Required task:
Repeat, exactly and completely, the material that follows. Omit the pictures.

-- Begin Data shown --

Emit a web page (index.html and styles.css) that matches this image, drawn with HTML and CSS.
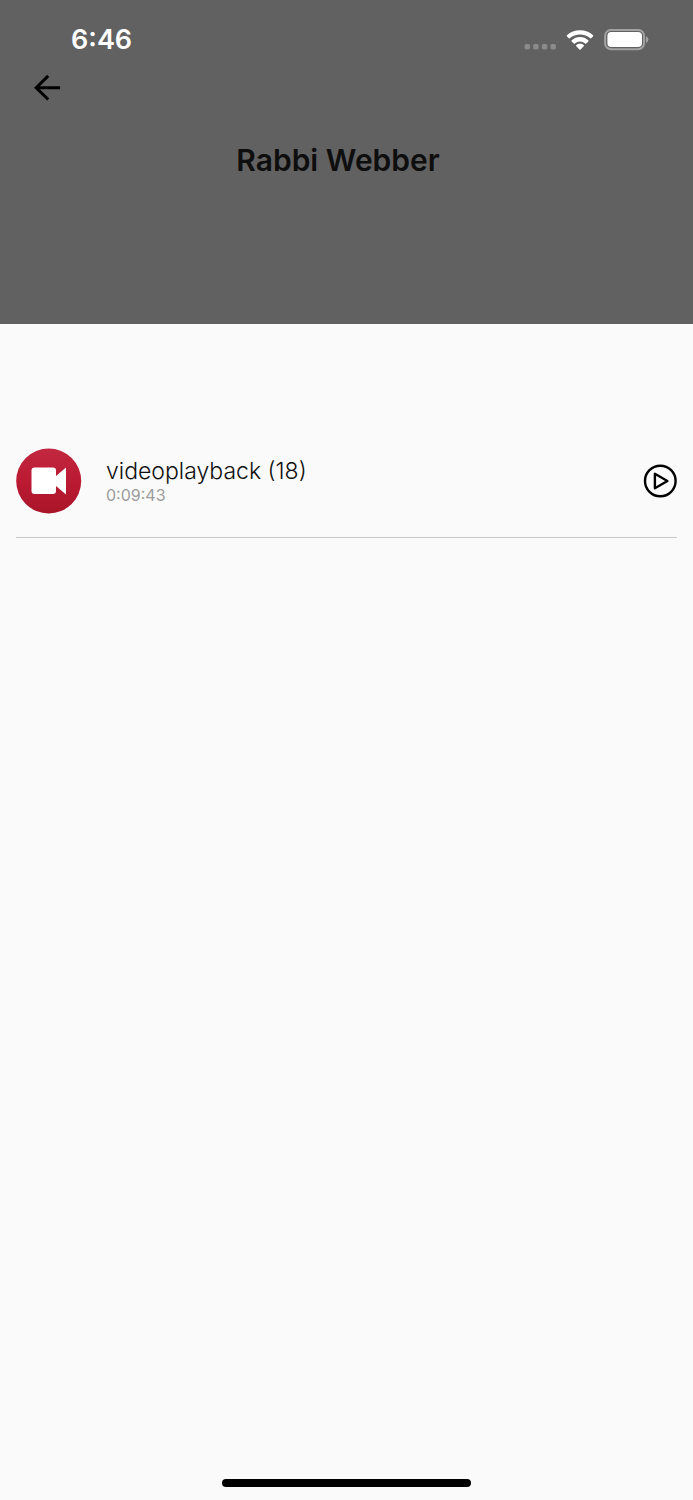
FILE: index.html
```html
<!DOCTYPE html>
<html lang="en">
<head>
<meta charset="utf-8">
<meta name="viewport" content="width=device-width, initial-scale=1">
<title>Rabbi Webber</title>
<link rel="stylesheet" href="styles.css">
</head>
<body>
<div class="screen">
  <header class="header">
    <div class="status">
      <time class="clock">6:46</time>
      <div class="indicators">
        <svg class="signal" viewBox="0 0 32 6" aria-hidden="true">
          <rect x="0.6" y="0" width="5.4" height="5.4" rx="1.6"/>
          <rect x="9.2" y="0" width="5.4" height="5.4" rx="1.6"/>
          <rect x="17.9" y="0" width="5.4" height="5.4" rx="1.6"/>
          <rect x="26.5" y="0" width="5.4" height="5.4" rx="1.6"/>
        </svg>
        <svg class="wifi" viewBox="0 0 28 21" aria-hidden="true">
          <path d="M14 0.2C19 0.2 23.6 2 27 5.2Q27.6 5.8 27 6.4L25.2 8.2Q24.6 8.7 24 8.1C21.3 5.6 17.8 4.4 14 4.4S6.7 5.6 4 8.1Q3.4 8.7 2.8 8.2L1 6.4Q0.4 5.8 1 5.2C4.4 2 9 0.2 14 0.2Z"/>
          <path d="M14 7C17.2 7 20.1 8.2 22.3 10.3Q22.9 10.9 22.3 11.5L20.3 13.4Q19.7 13.9 19.1 13.4C17.7 12.1 15.9 11.4 14 11.4S10.3 12.1 8.9 13.4Q8.3 13.9 7.7 13.4L5.7 11.5Q5.1 10.9 5.7 10.3C7.9 8.2 10.8 7 14 7Z"/>
          <path d="M14 13.7C15.5 13.7 16.7 14.2 17.7 15.1Q18.3 15.7 17.7 16.3L14.6 19.5Q14 20.1 13.4 19.5L10.3 16.3Q9.7 15.7 10.3 15.1C11.3 14.2 12.5 13.7 14 13.7Z"/>
        </svg>
        <svg class="battery" viewBox="0 0 45 22" aria-hidden="true">
          <rect class="battery-case" x="1.1" y="0.9" width="39" height="19.4" rx="6"/>
          <rect x="3.4" y="3.1" width="34.6" height="15" rx="4"/>
          <path class="battery-cap" d="M42 7.2Q44.4 8.4 44.4 10.6T42 14Z"/>
        </svg>
      </div>
    </div>
    <button class="back" type="button" aria-label="Back">
      <svg viewBox="0 0 26 26" aria-hidden="true"><path d="M26 12.7H2.5M14.2 0.9L2.2 12.7L14.2 24.5"/></svg>
    </button>
    <h1 class="title">Rabbi Webber</h1>
  </header>
  <main class="content">
    <ul class="list">
      <li class="item">
        <svg class="thumb" viewBox="0 0 66 66" aria-hidden="true">
          <defs><linearGradient id="red" x1="0" y1="0" x2="0" y2="1"><stop offset="0" stop-color="#c1283f"/><stop offset="0.5" stop-color="#bb1a33"/><stop offset="1" stop-color="#a91529"/></linearGradient></defs>
          <circle cx="32.7" cy="33" r="32.5" fill="url(#red)"/>
          <path fill="#fff" d="M18.5 19.5H37Q40 19.5 40 22.5V28L50 19.5V46.5L40 38V43Q40 46 37 46H18.5Q15.5 46 15.5 43V22.5Q15.5 19.5 18.5 19.5Z"/>
        </svg>
        <div class="info">
          <span class="name">videoplayback (18)</span>
          <span class="length">0:09:43</span>
        </div>
        <button class="play" type="button" aria-label="Play videoplayback (18)">
          <svg viewBox="0 0 34 34" aria-hidden="true"><circle cx="17.3" cy="17" r="15.3"/><path d="M11.9 9.8V24.2L24.4 17Z"/></svg>
        </button>
      </li>
    </ul>
  </main>
  <div class="home"></div>
</div>
</body>
</html>
```
FILE: styles.css
```css
* { box-sizing: border-box; }
body {
  margin: 0;
  background: #fafafa;
  font-family: Inter, "Liberation Sans", sans-serif;
}
button {
  display: block;
  padding: 0;
  border: 0;
  background: none;
}
svg { display: block; flex: none; }
.screen {
  display: flex;
  flex-direction: column;
  min-height: 100vh;
}
.header {
  display: flex;
  flex-direction: column;
  align-items: flex-start;
  padding: 20px 0 144px;
  background: #616161;
}
.status {
  display: flex;
  justify-content: space-between;
  align-items: center;
  width: 100%;
  padding: 0 44px 0 71px;
  color: #fff;
}
.clock { font-size: 27px; line-height: 40px; font-weight: 600; }
.indicators { display: flex; align-items: center; gap: 10px; fill: #fff; }
.signal { width: 32px; height: 6px; margin-top: 14px; fill: #8b8b8b; }
.wifi { width: 28px; height: 21px; }
.battery { width: 45px; height: 22px; }
.battery-case { fill: none; stroke: #a2a2a2; stroke-width: 2; }
.battery-cap { fill: #a2a2a2; }
.back { margin: 15px 0 0 34px; }
.back svg {
  width: 26px;
  height: 26px;
  fill: none;
  stroke: #000;
  stroke-width: 3;
}
.title {
  align-self: stretch;
  margin: 39px 17px 0 0;
  text-align: center;
  font-size: 30px;
  line-height: 40px;
  font-weight: 600;
  color: #0e0e0e;
}
.content { flex: 1; padding: 124px 16px 0; }
.list { margin: 0; padding: 0; list-style: none; }
.item {
  display: flex;
  align-items: center;
  padding-bottom: 23px;
  border-bottom: 1px solid #c8c8c8;
}
.thumb { width: 66px; height: 66px; }
.info {
  display: flex;
  flex: 1;
  flex-direction: column;
  padding-left: 24px;
}
.name { font-size: 23px; line-height: 28px; font-weight: 300; color: #111; }
.length { font-size: 16px; line-height: 20px; color: #9c9c9c; }
.play svg {
  width: 34px;
  height: 34px;
  fill: none;
  stroke: #000;
  stroke-width: 2.4;
  stroke-linejoin: round;
}
.home {
  align-self: center;
  width: 36%;
  height: 8px;
  margin-bottom: 13px;
  border-radius: 4px;
  background: #000;
}
```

-- End Data shown --

Correct output:
Emit a web page (index.html and styles.css) that matches this image, drawn with HTML and CSS.
FILE: index.html
```html
<!DOCTYPE html>
<html lang="en">
<head>
<meta charset="utf-8">
<meta name="viewport" content="width=device-width, initial-scale=1">
<title>Rabbi Webber</title>
<link rel="stylesheet" href="styles.css">
</head>
<body>
<div class="screen">
  <header class="header">
    <div class="status">
      <time class="clock">6:46</time>
      <div class="indicators">
        <svg class="signal" viewBox="0 0 32 6" aria-hidden="true">
          <rect x="0.6" y="0" width="5.4" height="5.4" rx="1.6"/>
          <rect x="9.2" y="0" width="5.4" height="5.4" rx="1.6"/>
          <rect x="17.9" y="0" width="5.4" height="5.4" rx="1.6"/>
          <rect x="26.5" y="0" width="5.4" height="5.4" rx="1.6"/>
        </svg>
        <svg class="wifi" viewBox="0 0 28 21" aria-hidden="true">
          <path d="M14 0.2C19 0.2 23.6 2 27 5.2Q27.6 5.8 27 6.4L25.2 8.2Q24.6 8.7 24 8.1C21.3 5.6 17.8 4.4 14 4.4S6.7 5.6 4 8.1Q3.4 8.7 2.8 8.2L1 6.4Q0.4 5.8 1 5.2C4.4 2 9 0.2 14 0.2Z"/>
          <path d="M14 7C17.2 7 20.1 8.2 22.3 10.3Q22.9 10.9 22.3 11.5L20.3 13.4Q19.7 13.9 19.1 13.4C17.7 12.1 15.9 11.4 14 11.4S10.3 12.1 8.9 13.4Q8.3 13.9 7.7 13.4L5.7 11.5Q5.1 10.9 5.7 10.3C7.9 8.2 10.8 7 14 7Z"/>
          <path d="M14 13.7C15.5 13.7 16.7 14.2 17.7 15.1Q18.3 15.7 17.7 16.3L14.6 19.5Q14 20.1 13.4 19.5L10.3 16.3Q9.7 15.7 10.3 15.1C11.3 14.2 12.5 13.7 14 13.7Z"/>
        </svg>
        <svg class="battery" viewBox="0 0 45 22" aria-hidden="true">
          <rect class="battery-case" x="1.1" y="0.9" width="39" height="19.4" rx="6"/>
          <rect x="3.4" y="3.1" width="34.6" height="15" rx="4"/>
          <path class="battery-cap" d="M42 7.2Q44.4 8.4 44.4 10.6T42 14Z"/>
        </svg>
      </div>
    </div>
    <button class="back" type="button" aria-label="Back">
      <svg viewBox="0 0 26 26" aria-hidden="true"><path d="M26 12.7H2.5M14.2 0.9L2.2 12.7L14.2 24.5"/></svg>
    </button>
    <h1 class="title">Rabbi Webber</h1>
  </header>
  <main class="content">
    <ul class="list">
      <li class="item">
        <svg class="thumb" viewBox="0 0 66 66" aria-hidden="true">
          <defs><linearGradient id="red" x1="0" y1="0" x2="0" y2="1"><stop offset="0" stop-color="#c1283f"/><stop offset="0.5" stop-color="#bb1a33"/><stop offset="1" stop-color="#a91529"/></linearGradient></defs>
          <circle cx="32.7" cy="33" r="32.5" fill="url(#red)"/>
          <path fill="#fff" d="M18.5 19.5H37Q40 19.5 40 22.5V28L50 19.5V46.5L40 38V43Q40 46 37 46H18.5Q15.5 46 15.5 43V22.5Q15.5 19.5 18.5 19.5Z"/>
        </svg>
        <div class="info">
          <span class="name">videoplayback (18)</span>
          <span class="length">0:09:43</span>
        </div>
        <button class="play" type="button" aria-label="Play videoplayback (18)">
          <svg viewBox="0 0 34 34" aria-hidden="true"><circle cx="17.3" cy="17" r="15.3"/><path d="M11.9 9.8V24.2L24.4 17Z"/></svg>
        </button>
      </li>
    </ul>
  </main>
  <div class="home"></div>
</div>
</body>
</html>
```
FILE: styles.css
```css
* { box-sizing: border-box; }
body {
  margin: 0;
  background: #fafafa;
  font-family: Inter, "Liberation Sans", sans-serif;
}
button {
  display: block;
  padding: 0;
  border: 0;
  background: none;
}
svg { display: block; flex: none; }
.screen {
  display: flex;
  flex-direction: column;
  min-height: 100vh;
}
.header {
  display: flex;
  flex-direction: column;
  align-items: flex-start;
  padding: 20px 0 144px;
  background: #616161;
}
.status {
  display: flex;
  justify-content: space-between;
  align-items: center;
  width: 100%;
  padding: 0 44px 0 71px;
  color: #fff;
}
.clock { font-size: 27px; line-height: 40px; font-weight: 600; }
.indicators { display: flex; align-items: center; gap: 10px; fill: #fff; }
.signal { width: 32px; height: 6px; margin-top: 14px; fill: #8b8b8b; }
.wifi { width: 28px; height: 21px; }
.battery { width: 45px; height: 22px; }
.battery-case { fill: none; stroke: #a2a2a2; stroke-width: 2; }
.battery-cap { fill: #a2a2a2; }
.back { margin: 15px 0 0 34px; }
.back svg {
  width: 26px;
  height: 26px;
  fill: none;
  stroke: #000;
  stroke-width: 3;
}
.title {
  align-self: stretch;
  margin: 39px 17px 0 0;
  text-align: center;
  font-size: 30px;
  line-height: 40px;
  font-weight: 600;
  color: #0e0e0e;
}
.content { flex: 1; padding: 124px 16px 0; }
.list { margin: 0; padding: 0; list-style: none; }
.item {
  display: flex;
  align-items: center;
  padding-bottom: 23px;
  border-bottom: 1px solid #c8c8c8;
}
.thumb { width: 66px; height: 66px; }
.info {
  display: flex;
  flex: 1;
  flex-direction: column;
  padding-left: 24px;
}
.name { font-size: 23px; line-height: 28px; font-weight: 300; color: #111; }
.length { font-size: 16px; line-height: 20px; color: #9c9c9c; }
.play svg {
  width: 34px;
  height: 34px;
  fill: none;
  stroke: #000;
  stroke-width: 2.4;
  stroke-linejoin: round;
}
.home {
  align-self: center;
  width: 36%;
  height: 8px;
  margin-bottom: 13px;
  border-radius: 4px;
  background: #000;
}
```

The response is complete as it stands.